So I picked Amarie Avant’s The Good Mistress simply because it was available in my Kindle Library. My library is full of books that Bookbub happened to be offering for free at some point, and The Good Mistress was one of them. So when my first pick to knock off my list didn’t pan out, I was happy to see that this one did.
I did not expect this book to be good though.
In The Good Mistress, self-made billionaire, Blake Baldwin just wants to bang the fiancee’ of his deceased employee. However, Mila Ali has no interest in a married man who may or may not have been the cause of her fiance’s death. This doesn’t stop Blake from trying. So when Blake succeeds and things start to go left for Mila, she feels it’s just par for the course.
When I got this novel from Bookbub, I remember wondering why the black girl had to be the mistress. It’s a real life stereotype for powerful white men to have white wives and black side pieces, so I wasn’t too fond of the premise and left it to linger in my Kindle library for only God knows how many months.

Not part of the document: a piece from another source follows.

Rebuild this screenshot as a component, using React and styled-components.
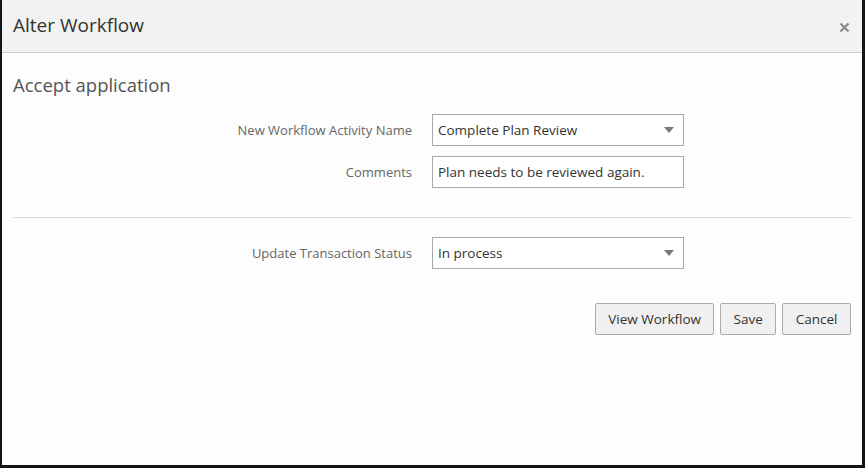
import React from 'react';
import styled, { createGlobalStyle } from 'styled-components';

const GlobalStyle = createGlobalStyle`
  html, body {
    margin: 0;
    padding: 0;
    background: #ffffff;
  }
  body {
    font-family: "Open Sans", "Noto Sans", sans-serif;
  }
`;

const Dialog = styled.div`
  box-sizing: border-box;
  width: 865px;
  height: 468px;
  background: #fdfdfd;
  border-left: 2px solid #151515;
  border-right: 3px solid #151515;
  border-bottom: 3px solid #151515;
  display: flex;
  flex-direction: column;
`;

const Header = styled.div`
  box-sizing: border-box;
  height: 53px;
  background: #f2f2f2;
  border-bottom: 1px solid #cccccc;
  display: flex;
  align-items: center;
  justify-content: space-between;
  padding: 0 10px 0 11px;
`;

const Title = styled.h1`
  margin: 0;
  font-size: 19px;
  font-weight: 400;
  color: #333333;
  padding-bottom: 2px;
`;

const CloseButton = styled.button`
  border: none;
  background: transparent;
  padding: 0;
  width: 16px;
  height: 16px;
  display: flex;
  align-items: center;
  justify-content: center;
  cursor: pointer;
  margin-top: 3px;
`;

const Body = styled.div`
  padding: 19px 11px 0 11px;
  display: flex;
  flex-direction: column;
`;

const Subtitle = styled.h2`
  margin: 0 0 16px 0;
  font-size: 18.5px;
  font-weight: 400;
  color: #555555;
  line-height: 26px;
`;

const Form = styled.div`
  display: flex;
  flex-direction: column;
  gap: 10px;
`;

const Row = styled.div`
  display: grid;
  grid-template-columns: 399px 252px;
  column-gap: 20px;
  align-items: center;
`;

const Label = styled.label`
  text-align: right;
  font-size: 13px;
  color: #666666;
`;

const Field = styled.div`
  box-sizing: border-box;
  position: relative;
  height: 32px;
  border: 1px solid #a9a9a9;
  background: #ffffff;
  display: flex;
  align-items: center;
  padding: 0 5px;
  font-size: 13.5px;
  color: #333333;
`;

const Caret = styled.span`
  position: absolute;
  right: 9px;
  top: 12px;
  width: 0;
  height: 0;
  border-left: 5px solid transparent;
  border-right: 5px solid transparent;
  border-top: 6px solid #7a7a7a;
`;

const Divider = styled.hr`
  margin: 29px 0 19px 0;
  border: none;
  border-top: 1px solid #d4dcdf;
`;

const Actions = styled.div`
  display: flex;
  justify-content: flex-end;
  gap: 6px;
  margin-top: 34px;
`;

const Button = styled.button`
  box-sizing: border-box;
  height: 32px;
  padding: 0 ${p => p.$pad}px;
  border: 1px solid #ababab;
  border-radius: 2px;
  background: #f0f0f0;
  font-family: "Open Sans", "Noto Sans", sans-serif;
  font-size: 13.5px;
  color: #333333;
  cursor: pointer;
`;

const Select = ({ value }) => (
  <Field>
    {value}
    <Caret />
  </Field>
);

const App = () => (
  <>
    <GlobalStyle />
    <Dialog>
      <Header>
        <Title>Alter Workflow</Title>
        <CloseButton aria-label="Close">
          <svg width="11" height="11" viewBox="0 0 11 11">
            <path d="M1.5 1.5 L9.5 9.5 M9.5 1.5 L1.5 9.5" stroke="#8a8a8a" strokeWidth="2.2" />
          </svg>
        </CloseButton>
      </Header>
      <Body>
        <Subtitle>Accept application</Subtitle>
        <Form>
          <Row>
            <Label>New Workflow Activity Name</Label>
            <Select value="Complete Plan Review" />
          </Row>
          <Row>
            <Label>Comments</Label>
            <Field>Plan needs to be reviewed again.</Field>
          </Row>
        </Form>
        <Divider />
        <Form>
          <Row>
            <Label>Update Transaction Status</Label>
            <Select value="In process" />
          </Row>
        </Form>
        <Actions>
          <Button $pad={12}>View Workflow</Button>
          <Button $pad={12.5}>Save</Button>
          <Button $pad={12.5}>Cancel</Button>
        </Actions>
      </Body>
    </Dialog>
  </>
);

export default App;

So the joke is, this novel was meant to be a standalone – it’s even in the title – but the fans loved it so much that the author decided to write a sequel. Which, in my opinion, is what happens when you don’t write the wedding portion of a Happily Ever After. Nobody likes their HEAs open-ended because it invites the idea that the protagonists don’t get one.
So, of course, I had to read the sequel.
The Wedding is set three years after the first, and Blake can’t get Mila to say yes to any of his numerous proposals. Twice bitten, and three times shy, Mila finally relents, but she can’t bear to have a long engagement, so Blake makes it happen as quickly as he can. Of course, very little goes according to plan.
Considering that these novels were written in 2016 and 2018 respectively, I can talk all the spoilers I want. However, I’m not going to. It’s a wild read, and I doubt that my observations will give everything away.
Blake Baldwin, in the beginning, is not the type of romantic partner you would want for your heroine. He’s a cheater, and regularly receives sexual favors from his secretary. He’s married, but you learn very quickly that he’s not at all in love with his wife. He’s also a bit shady, in that there is a point when one wonders if Blake might be out there commiting crimes.
By the time we get to the sequel, Blake is ready to be the best husband, but he’s not above doing something underhanded to get what he wants. Of the two protagonists, I like Blake the best, but that’s entirely the author’s fault.
Mila Ali could have stood to have a better name, but that’ more my aversion to short names than anything. She’s a Somalian woman who has had bad luck in love, but is determined to move forward regardless of the difficulties in front of her. Her independence is admirable, and her story is mostly cohesive in the first book. By the sequel, all of Mila’s chickens are coming home to roost, and not in a good way.
In my honest opinion, both novels are good, but there are points where the writing fails you, and it’s most notable in The Wedding. In The Good Mistress, the reader is supposed to think that Blake is capable of murder, but one of the scenes is written in a way that makes you think a murder was actually committed. The later scenes that reference the situation do not make it seem like Blake’s involvement in said murder was ambiguous. Blake seems very guilty, and it seems like the author had originally intended for him to be so, but then changed her mind.
Book two should come with some trigger warnings as there are two instances of sexual assault. Mila suffers two mental breaks in The Wedding, and, while the first made plenty of sense, the author could only vaguely explain the second. I actually had to put the book down for a few days because of the second one. I also didn’t like some of the comments Mila made in book two in regards to her race/ethnicity. I don’t know if the author was trying to make a point, but it didn’t sit right with me.
Lastly, Mila and her sister, Lido, were estranged from their parents for a few years, and Mila finds out that it’s all Lido’s fault when she reconciles with her father. The “how” of this is never answered.
All of that being said, I liked both The Good Mistress and The Wedding, although I would only recommend The Good Mistress for a read. It works as a standalone, but I can’t promise that you would want to read the sequel when it’s over. Still, it was a worthy read, in my opinion, because it ended up not being what I expected.